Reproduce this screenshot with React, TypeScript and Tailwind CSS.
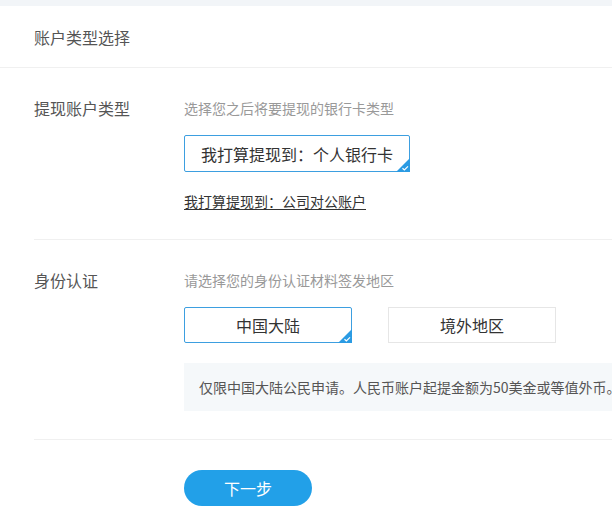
import { type ReactNode } from 'react';

const FONT = { fontFamily: '"Microsoft YaHei", "Noto Sans CJK SC", "Noto Sans", sans-serif' };

function CornerCheck() {
  return (
    <svg className="absolute -right-px -bottom-px" width="14" height="14" viewBox="0 0 14 14">
      <polygon points="14,0 14,14 0,14" fill="#2b9be3" />
      <path d="M6.5 10.2 L8.4 12 L12 8.4" fill="none" stroke="#fff" strokeWidth="1.2" />
    </svg>
  );
}

function Option({ label, selected, className }: { label: string; selected?: boolean; className: string }) {
  return (
    <div
      className={
        'relative flex items-center justify-center text-[16px] text-[#333] bg-white ' +
        className +
        (selected ? ' border border-[#3d9fe0] rounded-[2px]' : ' border border-[#e6e6e6]')
      }
    >
      {label}
      {selected && <CornerCheck />}
    </div>
  );
}

function Row({ label, children }: { label: string; children: ReactNode }) {
  return (
    <div className="ml-[34px] flex border-b border-[#f0f0f0] pt-[28px] pb-[28px]">
      <div className="w-[150px] shrink-0 text-[16px] leading-[24px] text-[#555]">{label}</div>
      <div className="flex flex-col items-start">{children}</div>
    </div>
  );
}

export default function App() {
  return (
    <div className="w-full min-h-[520px] bg-white overflow-hidden" style={FONT}>
      <div className="h-[6px] bg-[#f2f5f8]" />
      <div className="h-[62px] flex items-center px-[34px] border-b border-[#f0f0f0] text-[16px] text-[#555]">
        账户类型选择
      </div>

      <Row label="提现账户类型">
        <div className="text-[14px] leading-[24px] text-[#999]">选择您之后将要提现的银行卡类型</div>
        <Option label="我打算提现到：个人银行卡" selected className="mt-[15px] h-[37px] px-[16px]" />
        <a className="mt-[19px] text-[14px] leading-[20px] text-[#333] underline underline-offset-2 cursor-pointer">
          我打算提现到：公司对公账户
        </a>
      </Row>

      <Row label="身份认证">
        <div className="text-[14px] leading-[24px] text-[#999]">请选择您的身份认证材料签发地区</div>
        <div className="mt-[15px] flex gap-[36px]">
          <Option label="中国大陆" selected className="w-[168px] h-[36px]" />
          <Option label="境外地区" className="w-[168px] h-[36px]" />
        </div>
        <div className="mt-[20px] h-[48px] w-[460px] flex items-center pl-[15px] bg-[#f5f8fa] text-[14px] text-[#555] whitespace-nowrap">
          仅限中国大陆公民申请。人民币账户起提金额为50美金或等值外币。
        </div>
      </Row>

      <div className="pl-[184px] pt-[30px]">
        <button
          type="button"
          className="w-[128px] h-[36px] rounded-full bg-[#22a0e8] text-white text-[16px] cursor-pointer"
        >
          下一步
        </button>
      </div>
    </div>
  );
}
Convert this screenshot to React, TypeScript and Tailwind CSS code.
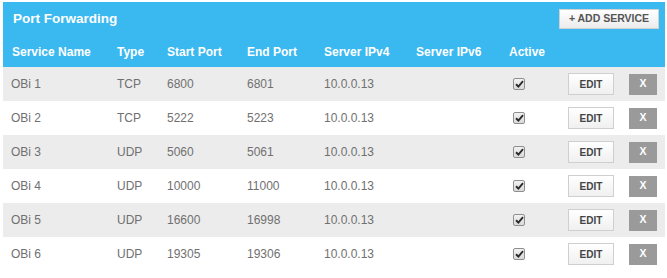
import React from "react"

const services = [
  { name: "OBi 1", type: "TCP", start: "6800", end: "6801", ipv4: "10.0.0.13", ipv6: "" },
  { name: "OBi 2", type: "TCP", start: "5222", end: "5223", ipv4: "10.0.0.13", ipv6: "" },
  { name: "OBi 3", type: "UDP", start: "5060", end: "5061", ipv4: "10.0.0.13", ipv6: "" },
  { name: "OBi 4", type: "UDP", start: "10000", end: "11000", ipv4: "10.0.0.13", ipv6: "" },
  { name: "OBi 5", type: "UDP", start: "16600", end: "16998", ipv4: "10.0.0.13", ipv6: "" },
  { name: "OBi 6", type: "UDP", start: "19305", end: "19306", ipv4: "10.0.0.13", ipv6: "" },
]

const CheckBox = () => (
  <div className="ml-[4px] w-[12px] h-[12px] rounded-[2px] border border-[#8f8f8f] bg-gradient-to-b from-[#f2f2f2] to-[#d9d9d9] flex items-center justify-center">
    <svg width="9" height="8" viewBox="0 0 9 8">
      <path d="M1 4.2 L3.4 6.5 L8 1.2" stroke="#2b2b2b" strokeWidth="1.9" fill="none" />
    </svg>
  </div>
)

const App = () => {
  return (
    <div className="w-[667px] h-[278px] bg-white pt-[2px] pl-[3px] font-['Liberation_Sans',Arial,sans-serif]">
      <div className="w-[662px]">
        <div className="bg-[#3ab8f0] text-white">
          <div className="h-[35px] flex items-center justify-between pl-[10px] pr-[6px]">
            <span className="text-[13.5px] font-bold">Port Forwarding</span>
            <button className="w-[100px] h-[20px] mt-[-1px] bg-gradient-to-b from-white to-[#ececec] border border-[#d0d0d0] text-[#555] text-[10.5px] font-bold">
              + ADD SERVICE
            </button>
          </div>
          <div className="h-[30px] flex items-center pl-[9px] text-[12px] font-bold">
            <div className="w-[105px]">Service Name</div>
            <div className="w-[50px]">Type</div>
            <div className="w-[80px]">Start Port</div>
            <div className="w-[77px]">End Port</div>
            <div className="w-[92px]">Server IPv4</div>
            <div className="w-[93px]">Server IPv6</div>
            <div className="w-[59px]">Active</div>
          </div>
        </div>
        {services.map((s, i) => (
          <div
            key={s.name}
            className={`h-[34px] flex items-center pl-[8px] text-[12px] text-[#707070] ${i % 2 === 0 ? "bg-[#ececec]" : "bg-white"}`}
          >
            <div className="w-[106px]">{s.name}</div>
            <div className="w-[50px]">{s.type}</div>
            <div className="w-[80px]">{s.start}</div>
            <div className="w-[77px]">{s.end}</div>
            <div className="w-[92px]">{s.ipv4}</div>
            <div className="w-[93px]">{s.ipv6}</div>
            <div className="w-[59px]">
              <CheckBox />
            </div>
            <button className="w-[46px] h-[22px] bg-gradient-to-b from-white to-[#f0f0f0] border border-[#cfcfcf] text-[#444] text-[10px] font-bold">
              EDIT
            </button>
            <button className="ml-[15px] w-[28px] h-[21px] bg-[#9a9a9a] text-white text-[10.5px] font-bold">
              X
            </button>
          </div>
        ))}
      </div>
    </div>
  )
}

export default App
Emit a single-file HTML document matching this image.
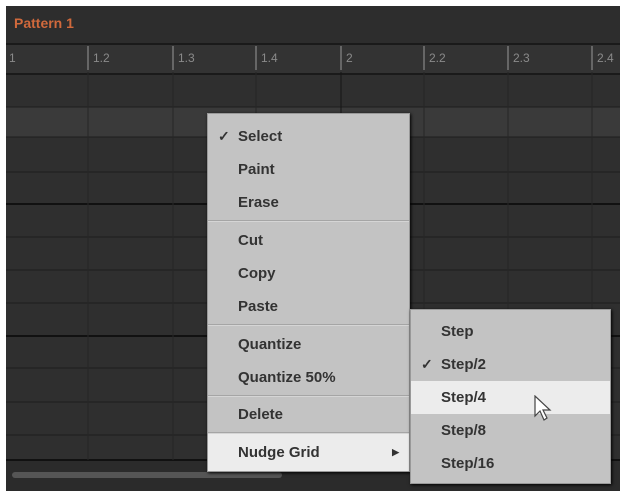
<!DOCTYPE html><html><head><style>
body{margin:0;width:626px;height:493px;background:#fff;position:relative;overflow:hidden;font-family:"Liberation Sans",sans-serif}
.p{position:absolute;left:6px;top:6px;width:614px;height:485px;background:#2f2f2f}
.a{position:absolute}
.m{position:absolute;background:#c3c3c3;box-shadow:1px 1px 3px #000;border:1px solid #999}
.i{position:absolute;left:0;right:0;height:33px;line-height:33px;font-weight:bold;font-size:15px;color:#333;padding-left:30px}
.s{position:absolute;left:0;right:0;height:1px;background:#a5a5a5;border-bottom:1px solid #d5d5d5}
.h{background:#ececec}
.ck{position:absolute;left:10px;font-size:14px}
</style></head><body>
<div class="p">
<div class="a" style="left:0;top:0;width:614px;height:37px;background:#2d2d2d"></div>
<div class="a" style="left:8px;top:9px;color:#d0693c;font-weight:bold;font-size:14px">Pattern 1</div>
<div class="a" style="left:0;top:37px;width:614px;height:28px;background:#333;border-top:2px solid #1a1a1a;border-bottom:2px solid #1a1a1a;color:#888;font-size:12px"></div>
<div class="a" style="left:0;top:101px;width:614px;height:30px;background:#3a3a3a"></div>
<div class="a" style="left:0;top:454px;width:614px;height:31px;background:#2b2b2b"></div>
<div class="a" style="left:6px;top:466px;width:270px;height:6px;background:#555;border-radius:3px"></div>
</div>
<svg class="a" style="left:0;top:0" width="626" height="493">
<g stroke="#1e1e1e" stroke-width="1">
<line x1="6" y1="107" x2="620" y2="107"/><line x1="6" y1="137" x2="620" y2="137"/><line x1="6" y1="172" x2="620" y2="172"/>
<line x1="6" y1="237" x2="620" y2="237"/><line x1="6" y1="270" x2="620" y2="270"/><line x1="6" y1="303" x2="620" y2="303"/>
<line x1="6" y1="368" x2="620" y2="368"/><line x1="6" y1="402" x2="620" y2="402"/><line x1="6" y1="435" x2="620" y2="435"/>
</g>
<g stroke="#111" stroke-width="2"><line x1="6" y1="204" x2="620" y2="204"/><line x1="6" y1="336" x2="620" y2="336"/><line x1="6" y1="460" x2="620" y2="460"/></g>
<g stroke="#262626" stroke-width="1">
<line x1="88" y1="72" x2="88" y2="460"/><line x1="173" y1="72" x2="173" y2="460"/><line x1="256" y1="72" x2="256" y2="460"/><line x1="341" y1="72" x2="341" y2="460" stroke="#151515"/><line x1="424" y1="72" x2="424" y2="460"/><line x1="508" y1="72" x2="508" y2="460"/><line x1="592" y1="72" x2="592" y2="460"/>
</g>
<g stroke="#999" stroke-width="1">
<line x1="88" y1="46" x2="88" y2="70"/><line x1="173" y1="46" x2="173" y2="70"/><line x1="256" y1="46" x2="256" y2="70"/><line x1="341" y1="46" x2="341" y2="70"/><line x1="424" y1="46" x2="424" y2="70"/><line x1="508" y1="46" x2="508" y2="70"/><line x1="592" y1="46" x2="592" y2="70"/>
</g>
<g fill="#8a8a8a" font-family="Liberation Sans" font-size="12">
<text x="9" y="62">1</text><text x="93" y="62">1.2</text><text x="178" y="62">1.3</text><text x="261" y="62">1.4</text><text x="346" y="62">2</text><text x="429" y="62">2.2</text><text x="513" y="62">2.3</text><text x="597" y="62">2.4</text>
</g>
</svg>
<div class="m" style="left:207px;top:113px;width:201px;height:357px">
<div class="i" style="top:6px"><span class="ck">✓</span>Select</div>
<div class="i" style="top:39px">Paint</div>
<div class="i" style="top:72px">Erase</div>
<div class="s" style="top:106px"></div>
<div class="i" style="top:110px">Cut</div>
<div class="i" style="top:143px">Copy</div>
<div class="i" style="top:176px">Paste</div>
<div class="s" style="top:210px"></div>
<div class="i" style="top:214px">Quantize</div>
<div class="i" style="top:247px">Quantize 50%</div>
<div class="s" style="top:281px"></div>
<div class="i" style="top:284px">Delete</div>
<div class="s" style="top:318px"></div>
<div class="i h" style="top:320px;height:37px;line-height:37px">Nudge Grid<span style="position:absolute;right:10px;font-size:9px">▶</span></div>
</div>
<div class="m" style="left:410px;top:309px;width:199px;height:173px">
<div class="i" style="top:5px">Step</div>
<div class="i" style="top:38px"><span class="ck">✓</span>Step/2</div>
<div class="i h" style="top:71px">Step/4</div>
<div class="i" style="top:104px">Step/8</div>
<div class="i" style="top:137px">Step/16</div>
</div>
<svg class="a" style="left:533px;top:395px" width="20" height="28"><path d="M2 1 L2 21 L7 16 L11 25 L14 23 L10 15 L17 15 Z" fill="#fff" stroke="#444" stroke-width="1.2"/></svg>
</body></html>
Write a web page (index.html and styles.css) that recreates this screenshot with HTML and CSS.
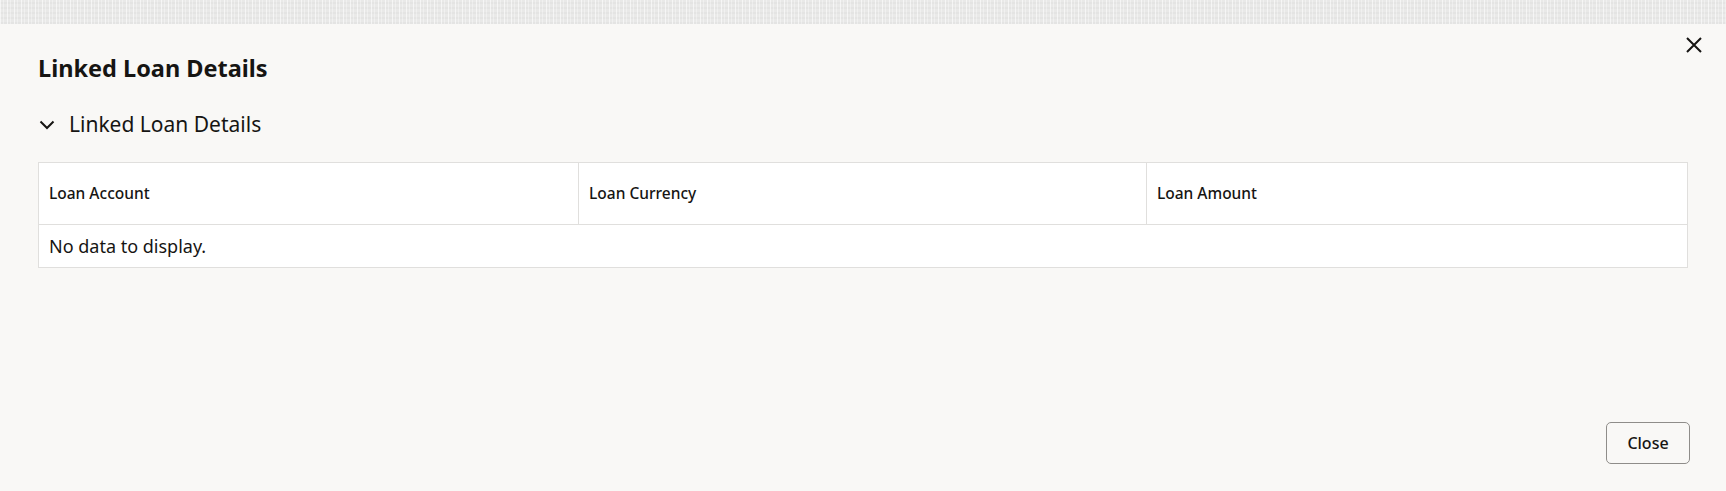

☆ ☆ ☆ ☆ ☆

--- What the exercise asks ---
The answer is one number: how many lines of the material above contain "screenshot".

--- Reply ---
3